Vintage car a part of the family

We’ve had a beautiful streak of autumn weather this October, especially during leaf-peeping season. So on one of those crisp, sunny days when the colors seemed so vibrant that they popped against the brilliant blue sky, I decided to set up a flea market table at one of the scenic roadside stops along Route 9N just outside of Keene Valley.

Knowing that my vintage car would attract attention and hopefully be good for business, I loaded her up with boxes of antiques and collectibles and set off to make a little extra spending money for an upcoming trip to Cape Cod.

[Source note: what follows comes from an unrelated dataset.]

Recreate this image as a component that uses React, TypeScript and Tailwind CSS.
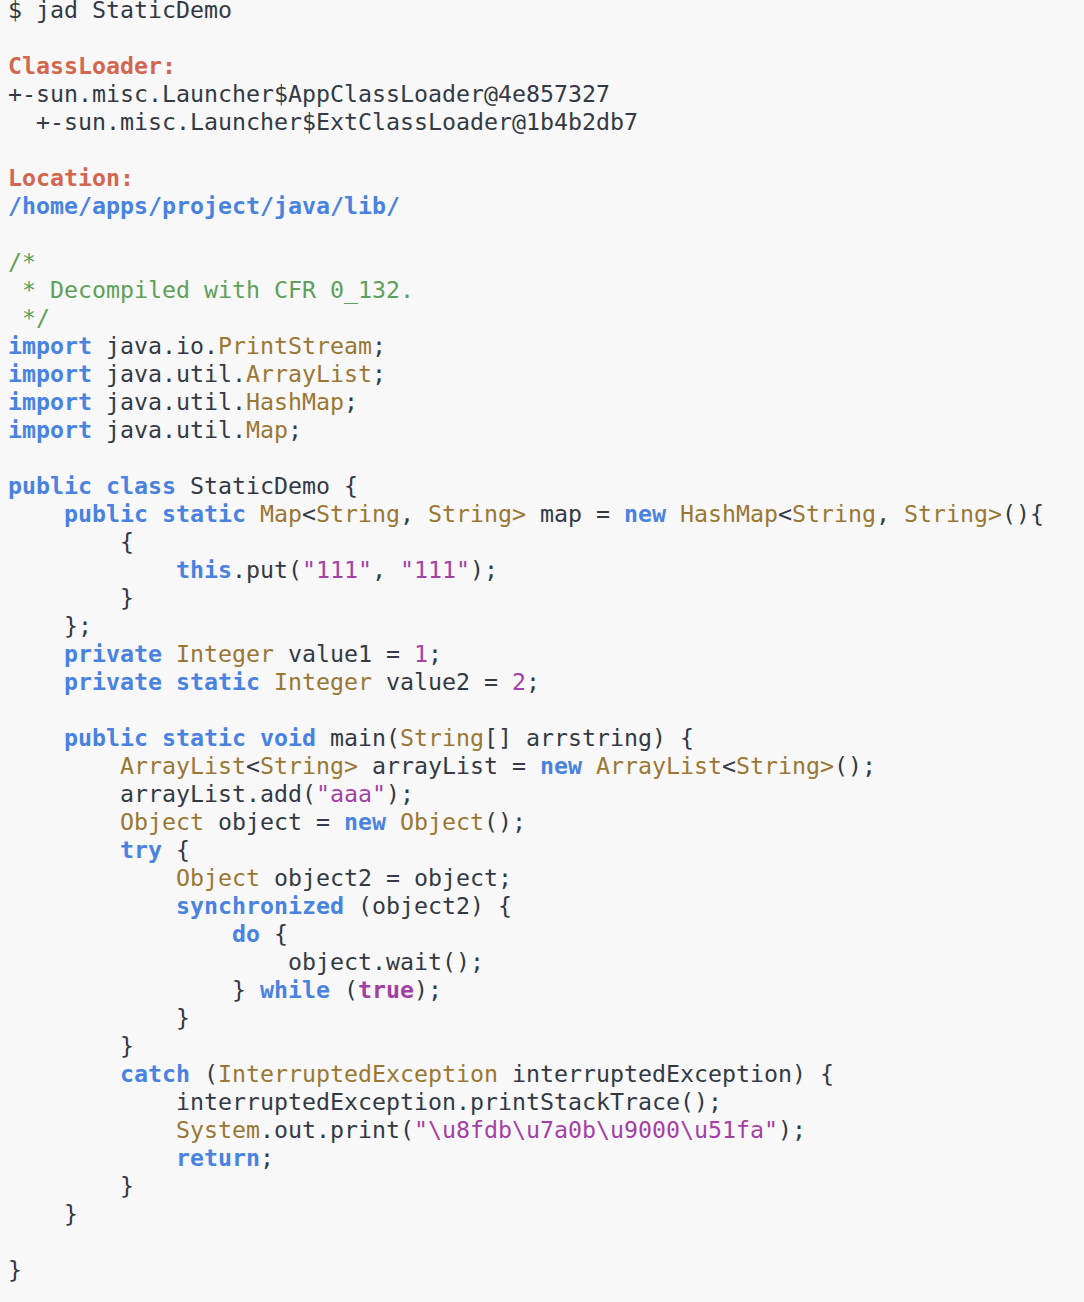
type Seg = [string, string?];

const K = 'text-[#4a82e0] font-bold';
const T = 'text-[#9a7733]';
const S = 'text-[#a43fa6]';
const C = 'text-[#5fa05a]';
const R = 'text-[#d2674f] font-bold';
const P = 'text-[#a43fa6] font-bold';

const lines: Seg[][] = [
  [['$ jad StaticDemo']],
  [],
  [['ClassLoader:', R]],
  [['+-sun.misc.Launcher$AppClassLoader@4e857327']],
  [['  +-sun.misc.Launcher$ExtClassLoader@1b4b2db7']],
  [],
  [['Location:', R]],
  [['/home/apps/project/java/lib/', K]],
  [],
  [['/*', C]],
  [[' * Decompiled with CFR 0_132.', C]],
  [[' */', C]],
  [['import', K], [' java.io.'], ['PrintStream', T], [';']],
  [['import', K], [' java.util.'], ['ArrayList', T], [';']],
  [['import', K], [' java.util.'], ['HashMap', T], [';']],
  [['import', K], [' java.util.'], ['Map', T], [';']],
  [],
  [['public class', K], [' StaticDemo {']],
  [
    ['    '],
    ['public static', K],
    [' '],
    ['Map', T],
    ['<'],
    ['String', T],
    [', '],
    ['String>', T],
    [' map = '],
    ['new', K],
    [' '],
    ['HashMap', T],
    ['<'],
    ['String', T],
    [', '],
    ['String>', T],
    ['(){'],
  ],
  [['        {']],
  [['            '], ['this', K], ['.put('], ['"111"', S], [', '], ['"111"', S], [');']],
  [['        }']],
  [['    };']],
  [['    '], ['private', K], [' '], ['Integer', T], [' value1 = '], ['1', S], [';']],
  [['    '], ['private static', K], [' '], ['Integer', T], [' value2 = '], ['2', S], [';']],
  [],
  [['    '], ['public static void', K], [' main('], ['String', T], ['[] arrstring) {']],
  [
    ['        '],
    ['ArrayList', T],
    ['<'],
    ['String>', T],
    [' arrayList = '],
    ['new', K],
    [' '],
    ['ArrayList', T],
    ['<'],
    ['String>', T],
    ['();'],
  ],
  [['        arrayList.add('], ['"aaa"', S], [');']],
  [['        '], ['Object', T], [' object = '], ['new', K], [' '], ['Object', T], ['();']],
  [['        '], ['try', K], [' {']],
  [['            '], ['Object', T], [' object2 = object;']],
  [['            '], ['synchronized', K], [' (object2) {']],
  [['                '], ['do', K], [' {']],
  [['                    object.wait();']],
  [['                } '], ['while', K], [' ('], ['true', P], [');']],
  [['            }']],
  [['        }']],
  [['        '], ['catch', K], [' ('], ['InterruptedException', T], [' interruptedException) {']],
  [['            interruptedException.printStackTrace();']],
  [['            '], ['System', T], ['.out.print('], ['"\\u8fdb\\u7a0b\\u9000\\u51fa"', S], [');']],
  [['            '], ['return', K], [';']],
  [['        }']],
  [['    }']],
  [],
  [['}']],
];

export default function App() {
  return (
    <div className="min-h-[1302px] w-[1084px] overflow-hidden bg-[#f8f8f8]">
      <pre className="mt-[-4px] pl-2 font-['DejaVu_Sans_Mono',monospace] text-[23.25px] leading-[28px] text-[#333a45]">
        {lines.map((line, i) => (
          <div key={i} className="h-[28px] whitespace-pre">
            {line.map(([text, cls], j) => (
              <span key={j} className={cls}>
                {text}
              </span>
            ))}
          </div>
        ))}
      </pre>
    </div>
  );
}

Now my car isn’t just any old vintage car — she is a beloved family member with a personality all her own — and she has been in my family longer than I have. Her story begins back in Lyndonville, Vt., in the year 1954 when my 65-year-old widowed great-grandmother, Mayvelle Eaton, decided she needed a car “to go to the post office and store, so to be a little independent.”

There is no doubt that she was well-advised in her choice of vehicle. That year Dodge was celebrating its 40th anniversary with a trio of new model automobiles: the Royal, the Cornet and the Meadowbrook. The most conservative of the fleet — the two-tone green Meadowbrook — was priced at just under $2,000. On April 28, 1954, Great Grammie made her way to CH Goss Co. in St. Johnsbury, Vt., and took possession of her brand new car, which she named “Miss Dodge.”

Now Miss Dodge wasn’t the proverbial little old-lady car that was just driven back and forth to church on Sunday, but rather she went on wonderful trips through the Green Mountains of Vermont and the White Mountains of New Hampshire. Every summer, Great Grammie would drive to Maine, collect her seven grandchildren and bring them back to Vermont for a visit.